TEAK

Our furniture is made from superior quality indonesian teak wood. This wood has silica and natural oils that make it naturally resistant to termites and other pests. It makes the teak great for both outdoor and indoor environments.

Indonesian teak is very durable and resilient. With proper maintenance, it can last for several decades without becoming damaged. It’s resistant to regular wear and tear, and ages gracefully. The grain, pattern and color stand out even after years of use and gentle care, which makes Indonesian teak furniture a popular choice.


Unlike soft wood, teak doesn’t swell when it’s exposed to moisture and it is unlikely to develop decay. The wood’s natural resilience coupled with proper maintenance can ensure that the outdoor furniture lasts a long time.

Teak is classed as the most premium wood on the planet and therefore the most suitable species for outdoor furniture. Beyond its beauty, teak possesses some natural properties that other woods don’t have. It is extremely durable, stable, water and weather resistant. This is due to the high levels of natural oils which result in minimal moisture absorption, giving it great stability. Moreover, the wood is extremely resistant to fungi, as well as against parasite attacks and insects.

Maintenance

Teak left in its natural state, is virtually maintenance-free. It can be left outside all year round, surviving even the most extreme weather conditions. New teak will experience natural oil surfacing that appears like a “watermark” or irregular pattern of discolouration. These areas are part of the natural maturing process and can be removed with gentle washing with a mild detergent. Being a natural material, teak may change colour or even crack due to humidity levels and sudden changes in temperature. Over time, untreated teak furniture which is exposed to sun and rain will turn silver grey. This process is cosmetic and does not harm the strength or quality of the wood. Annual cleaning of the wood is recommended, followed by application of a  Teak Sealer. Teak Sealer contains UV protection to slow down the greying from the sun as well as a fungicide to prevent the growth of mould and mildew. Teak Sealer can be applied to new teak or old teak furniture after it has been cleaned. If Teak Sealer is applied every season, a simple cleaning with water and a mild detergent will do for years. Teak Sealer is a sealer and is not the same as varnish. It is breathable, letting the natural oils escape without bubbling or peeling like varnish.

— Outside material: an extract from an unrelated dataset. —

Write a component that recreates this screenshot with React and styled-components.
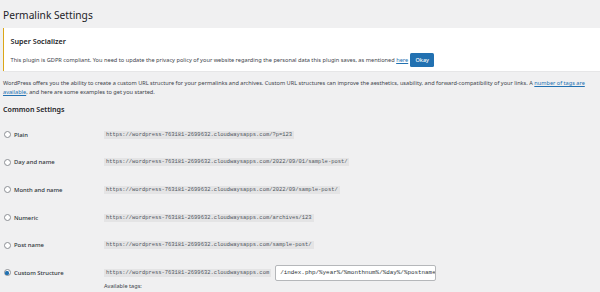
import React from "react";
import styled, { createGlobalStyle } from "styled-components";

const Global = createGlobalStyle`
  html, body { margin: 0; padding: 0; background: #f0f0f1; }
  body { font-family: "Noto Sans", "Open Sans", sans-serif; color: #3c434a; overflow: hidden; }
  * { box-sizing: border-box; }
`;

const Page = styled.div`
  width: 600px;
  height: 292px;
  padding: 8px 0 0 3px;
  overflow: hidden;
`;

const Title = styled.h1`
  margin: 0;
  font-size: 10.2px;
  line-height: 14px;
  font-weight: 400;
  color: #1d2327;
`;

const Notice = styled.div`
  margin-top: 6px;
  height: 43px;
  background: #fff;
  border-left: 1.5px solid #dba617;
  box-shadow: 0 0.5px 0.5px rgba(0, 0, 0, 0.04);
  padding: 8px 6px 0 6.5px;
`;

const NoticeTitle = styled.div`
  font-size: 7.2px;
  line-height: 10px;
  font-weight: 600;
  color: #1d2327;
`;

const NoticeRow = styled.div`
  margin-top: 7px;
  display: flex;
  align-items: center;
  gap: 2px;
  font-size: 5.65px;
  line-height: 14px;
`;

const Link = styled.a`
  color: #2271b1;
  text-decoration: underline;
  cursor: pointer;
`;

const OkButton = styled.button`
  height: 14px;
  width: 24px;
  padding: 0;
  border: none;
  border-radius: 1.5px;
  background: #2271b1;
  color: #fff;
  font-family: inherit;
  font-size: 5.5px;
  font-weight: 500;
`;

const Intro = styled.p`
  margin: 8px 0 0;
  font-size: 5.6px;
  line-height: 9px;
  padding-right: 4px;
`;

const SectionTitle = styled.h2`
  margin: 7px 0 0;
  font-size: 7.1px;
  line-height: 10px;
  font-weight: 600;
  color: #1d2327;
`;

const Rows = styled.div`
  margin-top: 7px;
`;

const Row = styled.div`
  display: grid;
  grid-template-columns: 101px 1fr;
  align-items: ${(p) => (p.$top ? "start" : "center")};
  height: 27.6px;
  padding-top: ${(p) => (p.$top ? "6px" : "0")};
`;

const Label = styled.label`
  display: flex;
  align-items: center;
  gap: 3.5px;
  font-size: 5.9px;
  font-weight: 500;
  color: #2c3338;
  line-height: 16px;
  padding-left: 0.5px;
`;

const Radio = styled.span`
  width: 7px;
  height: 7px;
  border-radius: 50%;
  border: 0.6px solid #8c8f94;
  background: #fff;
  display: inline-flex;
  align-items: center;
  justify-content: center;
  &::after {
    content: "";
    width: 3.2px;
    height: 3.2px;
    border-radius: 50%;
    background: ${(p) => (p.$checked ? "#2271b1" : "transparent")};
  }
`;

const Cell = styled.div`
  display: flex;
  flex-direction: column;
  align-items: flex-start;
`;

const Line = styled.div`
  display: flex;
  align-items: center;
  gap: 4px;
`;

const Code = styled.code`
  font-family: "Liberation Mono", "DejaVu Sans Mono", monospace;
  font-size: 5.45px;
  line-height: 8px;
  padding: 0 2px;
  background: #e4e4e5;
  color: #50575e;
`;

const Input = styled.input`
  width: 161px;
  height: 16px;
  margin: 0;
  background: #fff;
  border: 0.6px solid #b5b7ba;
  border-radius: 2px;
  font-family: "Liberation Mono", "DejaVu Sans Mono", monospace;
  font-size: 5.9px;
  padding: 0 0 0 4px;
  color: #2c3338;
  outline: none;
`;

const Hint = styled.div`
  margin-top: 1px;
  font-size: 5.6px;
  line-height: 9px;
`;

const base = "https://wordpress-763181-2699632.cloudwaysapps.com";

const options = [
  { label: "Plain", url: base + "/?p=123" },
  { label: "Day and name", url: base + "/2022/09/01/sample-post/" },
  { label: "Month and name", url: base + "/2022/09/sample-post/" },
  { label: "Numeric", url: base + "/archives/123" },
  { label: "Post name", url: base + "/sample-post/" },
];

export default function App() {
  return (
    <>
      <Global />
      <Page>
        <Title>Permalink Settings</Title>
        <Notice>
          <NoticeTitle>Super Socializer</NoticeTitle>
          <NoticeRow>
            <span>
              This plugin is GDPR compliant. You need to update the privacy policy of your website regarding the
              personal data this plugin saves, as mentioned <Link>here</Link>
            </span>
            <OkButton>Okay</OkButton>
          </NoticeRow>
        </Notice>
        <Intro>
          WordPress offers you the ability to create a custom URL structure for your permalinks and archives. Custom URL
          structures can improve the aesthetics, usability, and forward-compatibility of your links. A{" "}
          <Link>number of tags are available</Link>, and here are some examples to get you started.
        </Intro>
        <SectionTitle>Common Settings</SectionTitle>
        <Rows>
          {options.map((o) => (
            <Row key={o.label}>
              <Label>
                <Radio />
                {o.label}
              </Label>
              <Cell>
                <Code>{o.url}</Code>
              </Cell>
            </Row>
          ))}
          <Row $top>
            <Label>
              <Radio $checked />
              Custom Structure
            </Label>
            <Cell>
              <Line>
                <Code>{base}</Code>
                <Input readOnly value="/index.php/%year%/%monthnum%/%day%/%postname%/" />
              </Line>
              <Hint>Available tags:</Hint>
            </Cell>
          </Row>
        </Rows>
      </Page>
    </>
  );
}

Use of wood stain and oil on teak
Teak is protected by its own natural oils that migrate to the surface of the wood and make the wood virtually impervious to water. As such, the use of varnish and oil (especially linseed oil) on teak furniture is not recommended.  Oiling teak does not prevent the wood from greying, and often results in mould and mildew growing on the furniture. Removing mould and mildew on the surface requires washing the furniture with bleach and soap followed by sanding. G&G Italia and authorities from the timber profession itself tend to advise against the use of teak oil. In some of our collections, we apply wood stain to the teak to give it a certain colour, followed by a teak sealer. It is normal for some discolouration of the wood stain to occur over time after exposure to weather elements. To restore, the furniture needs to be sanded, stain colour applied and finished with teak sealer application.  If you require more information on maintenance, please contact us.

Oil stains on cushions
Because teak does not absorb water and is rich in natural oils and silicates, the weathering process includes oil surfacing. This teak oil can cause stains on cushions. Fabric stained by natural teak oil can be cleaned with soap and water or a special eucalyptus-based cleaner. Please be aware oil surfacing is a naturally repeating process that cannot be prevented. deposit, without colouring the wood. We recommend to apply it after each cleaning.

Removing Fresh Oil Stains from Teak Wood

Oil stains from teak wood have to be removed immediately as teak wood absorbs oil quickly. The following procedures will work on the stains.

Detergent Solution

First, blot the stained area using paper towel or a clean cloth and keep pressing on that stained area until the oil is soaked completely. Make a solution by adding some mild detergent to a bowl of warm water. Stir the mixture well to dissolve the detergent and with a cloth, rub the stained area. If the stains are tough, you can also use a soft brush. Then, with another clean cloth clean the area properly. Also make sure the area is being dried after the cleaning by leaving it to dry naturally.

Ammonia

Mix well in a bowl 4 parts of hot (but not boiling) water and 1 part of ammonia and clean the stained area with a cloth by slightly rubbing to remove the stain. You can also use a soft brush but gently until the stains are gone.  Repeat the process until the stains are completely gone. Then wipe with a clean cloth or rinse and leave to dry.

Paint Thinner

Take a soft cloth and soak it with spirit. Squeeze the cloth to remove excess solution. Wipe out the areas well and keep repeating until the stains are fading away, then leave to dry.